### Provided records ###
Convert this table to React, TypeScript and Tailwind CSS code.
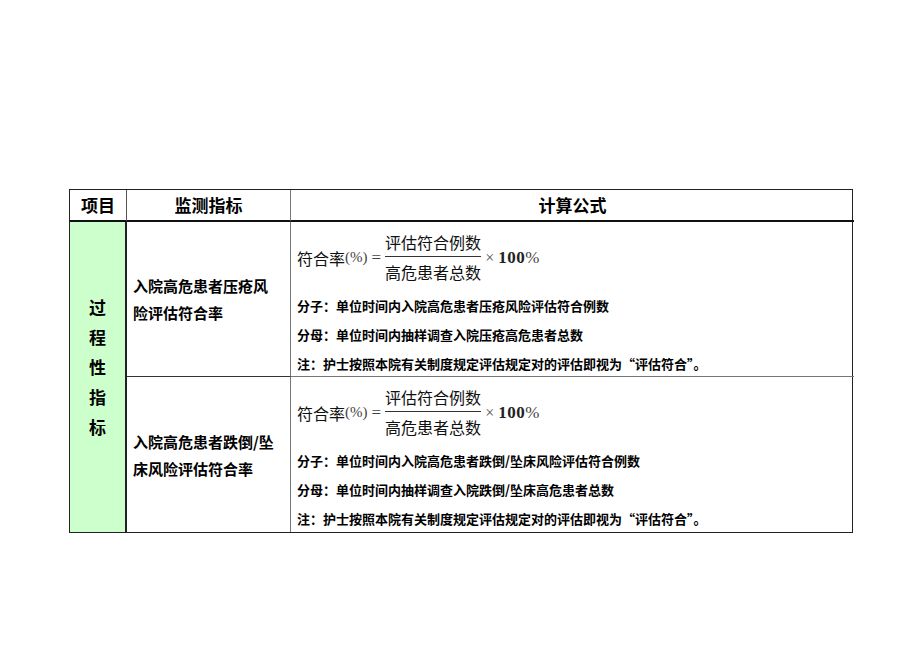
import { Fragment } from "react";

const cjk = "font-['Noto_Sans_CJK_SC',sans-serif]";

const rows = [
  {
    name: ["入院高危患者压疮风", "险评估符合率"],
    numerator: "单位时间内入院高危患者压疮风险评估符合例数",
    denominator: "单位时间内抽样调查入院压疮高危患者总数",
  },
  {
    name: ["入院高危患者跌倒/坠", "床风险评估符合率"],
    numerator: "单位时间内入院高危患者跌倒/坠床风险评估符合例数",
    denominator: "单位时间内抽样调查入院跌倒/坠床高危患者总数",
  },
];

function Formula() {
  return (
    <div className="flex items-center text-[16px] text-[#111]">
      <span className={cjk}>符合率</span>
      <span className="font-['Liberation_Serif',serif] text-[15px] text-[#444]">(%)</span>
      <span className="mx-1 font-['Liberation_Serif',serif] text-[17px] text-[#444]">=</span>
      <div className="flex flex-col items-center">
        <span className={`${cjk} leading-[28px]`}>评估符合例数</span>
        <span className="h-px w-[96px] bg-[#333]" />
        <span className={`${cjk} leading-[30px]`}>高危患者总数</span>
      </div>
      <span className="ml-1 font-['Liberation_Serif',serif] text-[16px] text-[#555]">×</span>
      <span className="ml-1 font-['Liberation_Serif',serif] text-[17px] font-bold tracking-[0.5px] text-[#222]">
        100<span className="font-normal text-[#444]">%</span>
      </span>
    </div>
  );
}

export default function App() {
  return (
    <div className={`min-h-[651px] bg-white pt-[189px] pl-[69px] ${cjk} text-black`}>
      <div className="grid w-[784px] grid-cols-[57px_164px_563px] grid-rows-[32px_155px_155px] border border-[#222]">
        <div className="flex items-center justify-center border-r border-b-2 border-r-[#555] border-b-[#111] text-[17px] font-bold">
          项目
        </div>
        <div className="flex items-center justify-center border-r border-b-2 border-r-[#777] border-b-[#111] text-[17px] font-bold">
          监测指标
        </div>
        <div className="flex items-center justify-center border-b-2 border-b-[#111] text-[17px] font-bold">
          计算公式
        </div>

        <div className="row-span-2 flex flex-col items-center justify-center gap-[7px] border-r-2 border-r-[#222] bg-[#ccffcc] pb-[22px] text-[17px] font-bold">
          {"过程性指标".split("").map((c) => (
            <span key={c} className="leading-[23px]">
              {c}
            </span>
          ))}
        </div>

        {rows.map((r, i) => (
          <Fragment key={i}>
            <div
              className={`flex flex-col justify-center border-r border-r-[#777] pl-[6px] text-[15px] font-bold leading-[27px] ${
                i === 0 ? "border-b border-b-[#333]" : ""
              }`}
            >
              <span>{r.name[0]}</span>
              <span>{r.name[1]}</span>
            </div>
            <div className={`flex flex-col pl-[6px] pt-[6px] ${i === 0 ? "border-b border-b-[#777]" : ""}`}>
              <Formula />
              <div className="mt-[9px] flex flex-col gap-[10px] text-[13px] font-bold leading-[19px]">
                <span>分子：{r.numerator}</span>
                <span>分母：{r.denominator}</span>
                <span>注：护士按照本院有关制度规定评估规定对的评估即视为“评估符合”。</span>
              </div>
            </div>
          </Fragment>
        ))}
      </div>
    </div>
  );
}
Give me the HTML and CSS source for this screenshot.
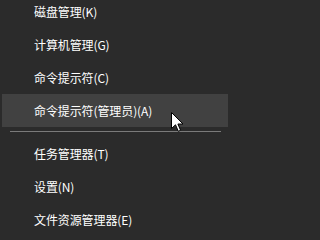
###
• Directions: Copy out the entries verbatim and leave the images out.

• Correct response:
Convert this table to React, TypeScript and Tailwind CSS code.
import { Fragment } from "react";

const cjk = "font-['Noto_Sans_CJK_SC',sans-serif]";

const rows = [
  {
    name: ["入院高危患者压疮风", "险评估符合率"],
    numerator: "单位时间内入院高危患者压疮风险评估符合例数",
    denominator: "单位时间内抽样调查入院压疮高危患者总数",
  },
  {
    name: ["入院高危患者跌倒/坠", "床风险评估符合率"],
    numerator: "单位时间内入院高危患者跌倒/坠床风险评估符合例数",
    denominator: "单位时间内抽样调查入院跌倒/坠床高危患者总数",
  },
];

function Formula() {
  return (
    <div className="flex items-center text-[16px] text-[#111]">
      <span className={cjk}>符合率</span>
      <span className="font-['Liberation_Serif',serif] text-[15px] text-[#444]">(%)</span>
      <span className="mx-1 font-['Liberation_Serif',serif] text-[17px] text-[#444]">=</span>
      <div className="flex flex-col items-center">
        <span className={`${cjk} leading-[28px]`}>评估符合例数</span>
        <span className="h-px w-[96px] bg-[#333]" />
        <span className={`${cjk} leading-[30px]`}>高危患者总数</span>
      </div>
      <span className="ml-1 font-['Liberation_Serif',serif] text-[16px] text-[#555]">×</span>
      <span className="ml-1 font-['Liberation_Serif',serif] text-[17px] font-bold tracking-[0.5px] text-[#222]">
        100<span className="font-normal text-[#444]">%</span>
      </span>
    </div>
  );
}

export default function App() {
  return (
    <div className={`min-h-[651px] bg-white pt-[189px] pl-[69px] ${cjk} text-black`}>
      <div className="grid w-[784px] grid-cols-[57px_164px_563px] grid-rows-[32px_155px_155px] border border-[#222]">
        <div className="flex items-center justify-center border-r border-b-2 border-r-[#555] border-b-[#111] text-[17px] font-bold">
          项目
        </div>
        <div className="flex items-center justify-center border-r border-b-2 border-r-[#777] border-b-[#111] text-[17px] font-bold">
          监测指标
        </div>
        <div className="flex items-center justify-center border-b-2 border-b-[#111] text-[17px] font-bold">
          计算公式
        </div>

        <div className="row-span-2 flex flex-col items-center justify-center gap-[7px] border-r-2 border-r-[#222] bg-[#ccffcc] pb-[22px] text-[17px] font-bold">
          {"过程性指标".split("").map((c) => (
            <span key={c} className="leading-[23px]">
              {c}
            </span>
          ))}
        </div>

        {rows.map((r, i) => (
          <Fragment key={i}>
            <div
              className={`flex flex-col justify-center border-r border-r-[#777] pl-[6px] text-[15px] font-bold leading-[27px] ${
                i === 0 ? "border-b border-b-[#333]" : ""
              }`}
            >
              <span>{r.name[0]}</span>
              <span>{r.name[1]}</span>
            </div>
            <div className={`flex flex-col pl-[6px] pt-[6px] ${i === 0 ? "border-b border-b-[#777]" : ""}`}>
              <Formula />
              <div className="mt-[9px] flex flex-col gap-[10px] text-[13px] font-bold leading-[19px]">
                <span>分子：{r.numerator}</span>
                <span>分母：{r.denominator}</span>
                <span>注：护士按照本院有关制度规定评估规定对的评估即视为“评估符合”。</span>
              </div>
            </div>
          </Fragment>
        ))}
      </div>
    </div>
  );
}
Give me the HTML and CSS source for this screenshot.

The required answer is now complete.